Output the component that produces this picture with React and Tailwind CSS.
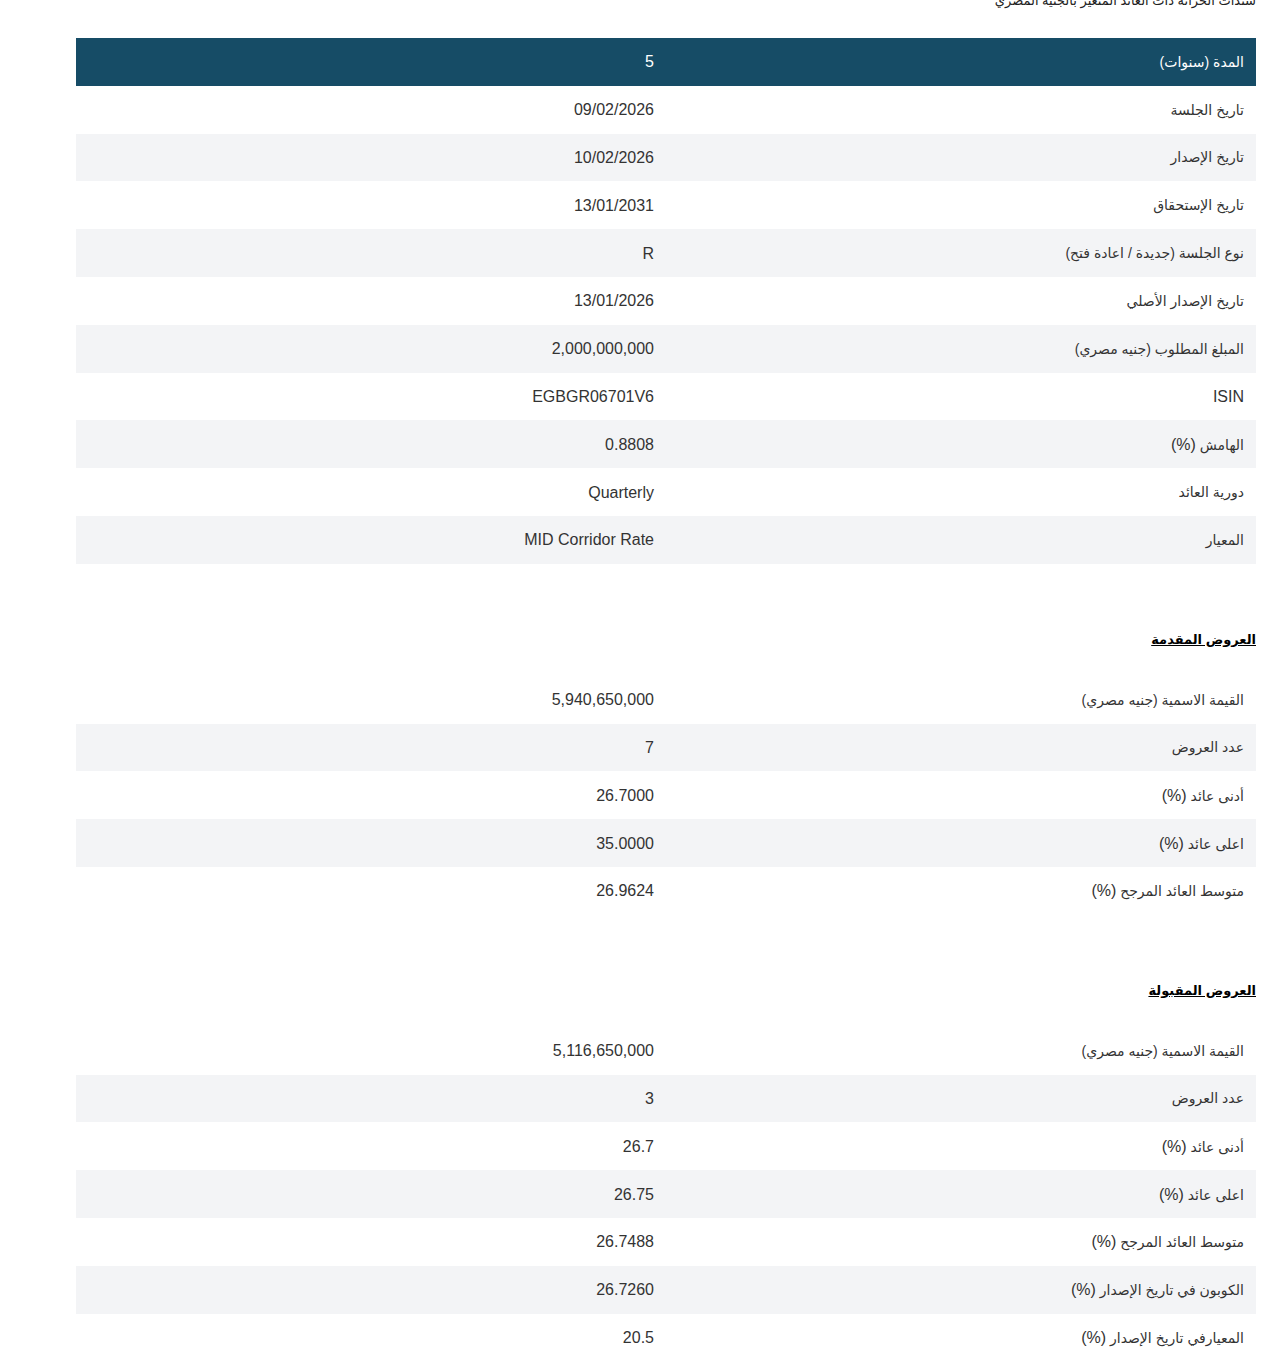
const info = [
  ['المدة (سنوات)', '5'],
  ['تاريخ الجلسة', '09/02/2026'],
  ['تاريخ الإصدار', '10/02/2026'],
  ['تاريخ الإستحقاق', '13/01/2031'],
  ['نوع الجلسة (جديدة / اعادة فتح)', 'R'],
  ['تاريخ الإصدار الأصلي', '13/01/2026'],
  ['المبلغ المطلوب (جنيه مصري)', '2,000,000,000'],
  ['ISIN', 'EGBGR06701V6'],
  ['الهامش (%)', '0.8808'],
  ['دورية العائد', 'Quarterly'],
  ['المعيار', 'MID Corridor Rate'],
];

const offered = [
  ['القيمة الاسمية (جنيه مصري)', '5,940,650,000'],
  ['عدد العروض', '7'],
  ['أدنى عائد (%)', '26.7000'],
  ['اعلى عائد (%)', '35.0000'],
  ['متوسط العائد المرجح (%)', '26.9624'],
];

const accepted = [
  ['القيمة الاسمية (جنيه مصري)', '5,116,650,000'],
  ['عدد العروض', '3'],
  ['أدنى عائد (%)', '26.7'],
  ['اعلى عائد (%)', '26.75'],
  ['متوسط العائد المرجح (%)', '26.7488'],
  ['الكوبون في تاريخ الإصدار (%)', '26.7260'],
  ['المعيارفي تاريخ الإصدار (%)', '20.5'],
];

// latin bits in the labels render larger than the arabic
function Label({ text }) {
  const parts = text.split(/(\(%\)|ISIN)/);
  return parts.map((p, i) =>
    i % 2 === 1 ? (
      <span key={i} className="text-[16px]">{p}</span>
    ) : (
      <span key={i}>{p}</span>
    )
  );
}

function Rows({ rows, header }) {
  return (
    <table className="w-full border-collapse table-fixed">
      <tbody>
        {rows.map(([label, value], i) => {
          const isHead = header && i === 0;
          const stripe = header ? i % 2 === 0 : i % 2 === 1;
          const bg = isHead ? 'bg-[#164c66] text-white' : stripe ? 'bg-[#f3f4f6] text-[#333]' : 'bg-white text-[#333]';
          return (
            <tr key={i} className={`h-[47.8px] ${bg}`}>
              <td className="w-1/2 px-3 pt-px text-right text-[14px]">
                <Label text={label} />
              </td>
              <td className="w-1/2 px-3 pt-px text-right text-[16px]">{value}</td>
            </tr>
          );
        })}
      </tbody>
    </table>
  );
}

export default function App() {
  return (
    <div dir="rtl" className="bg-white min-h-[1359px] overflow-hidden font-['Liberation_Sans','DejaVu_Sans',sans-serif]">
      <div className="mr-2 ml-[76px]">
        <h1 className="-mt-[8px] text-[13px] leading-[18px] text-[#222] font-normal">
          سندات الخزانة ذات العائد المتغير بالجنيه المصري
        </h1>
        <div className="mt-[28px]">
          <Rows rows={info} header />
        </div>

        <h2 className="mt-[66px] mb-[26px] text-[13px] leading-[20px] font-bold text-black underline">
          العروض المقدمة
        </h2>
        <Rows rows={offered} />

        <h2 className="mt-[66px] mb-[26px] text-[13px] leading-[20px] font-bold text-black underline">
          العروض المقبولة
        </h2>
        <Rows rows={accepted} />
      </div>
    </div>
  );
}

◆ WHAT IS ASKED
Omit the pictures, then quote the rest of the material above exactly.

◆ TASK OUTPUT
Output the component that produces this picture with React and Tailwind CSS.
const info = [
  ['المدة (سنوات)', '5'],
  ['تاريخ الجلسة', '09/02/2026'],
  ['تاريخ الإصدار', '10/02/2026'],
  ['تاريخ الإستحقاق', '13/01/2031'],
  ['نوع الجلسة (جديدة / اعادة فتح)', 'R'],
  ['تاريخ الإصدار الأصلي', '13/01/2026'],
  ['المبلغ المطلوب (جنيه مصري)', '2,000,000,000'],
  ['ISIN', 'EGBGR06701V6'],
  ['الهامش (%)', '0.8808'],
  ['دورية العائد', 'Quarterly'],
  ['المعيار', 'MID Corridor Rate'],
];

const offered = [
  ['القيمة الاسمية (جنيه مصري)', '5,940,650,000'],
  ['عدد العروض', '7'],
  ['أدنى عائد (%)', '26.7000'],
  ['اعلى عائد (%)', '35.0000'],
  ['متوسط العائد المرجح (%)', '26.9624'],
];

const accepted = [
  ['القيمة الاسمية (جنيه مصري)', '5,116,650,000'],
  ['عدد العروض', '3'],
  ['أدنى عائد (%)', '26.7'],
  ['اعلى عائد (%)', '26.75'],
  ['متوسط العائد المرجح (%)', '26.7488'],
  ['الكوبون في تاريخ الإصدار (%)', '26.7260'],
  ['المعيارفي تاريخ الإصدار (%)', '20.5'],
];

// latin bits in the labels render larger than the arabic
function Label({ text }) {
  const parts = text.split(/(\(%\)|ISIN)/);
  return parts.map((p, i) =>
    i % 2 === 1 ? (
      <span key={i} className="text-[16px]">{p}</span>
    ) : (
      <span key={i}>{p}</span>
    )
  );
}

function Rows({ rows, header }) {
  return (
    <table className="w-full border-collapse table-fixed">
      <tbody>
        {rows.map(([label, value], i) => {
          const isHead = header && i === 0;
          const stripe = header ? i % 2 === 0 : i % 2 === 1;
          const bg = isHead ? 'bg-[#164c66] text-white' : stripe ? 'bg-[#f3f4f6] text-[#333]' : 'bg-white text-[#333]';
          return (
            <tr key={i} className={`h-[47.8px] ${bg}`}>
              <td className="w-1/2 px-3 pt-px text-right text-[14px]">
                <Label text={label} />
              </td>
              <td className="w-1/2 px-3 pt-px text-right text-[16px]">{value}</td>
            </tr>
          );
        })}
      </tbody>
    </table>
  );
}

export default function App() {
  return (
    <div dir="rtl" className="bg-white min-h-[1359px] overflow-hidden font-['Liberation_Sans','DejaVu_Sans',sans-serif]">
      <div className="mr-2 ml-[76px]">
        <h1 className="-mt-[8px] text-[13px] leading-[18px] text-[#222] font-normal">
          سندات الخزانة ذات العائد المتغير بالجنيه المصري
        </h1>
        <div className="mt-[28px]">
          <Rows rows={info} header />
        </div>

        <h2 className="mt-[66px] mb-[26px] text-[13px] leading-[20px] font-bold text-black underline">
          العروض المقدمة
        </h2>
        <Rows rows={offered} />

        <h2 className="mt-[66px] mb-[26px] text-[13px] leading-[20px] font-bold text-black underline">
          العروض المقبولة
        </h2>
        <Rows rows={accepted} />
      </div>
    </div>
  );
}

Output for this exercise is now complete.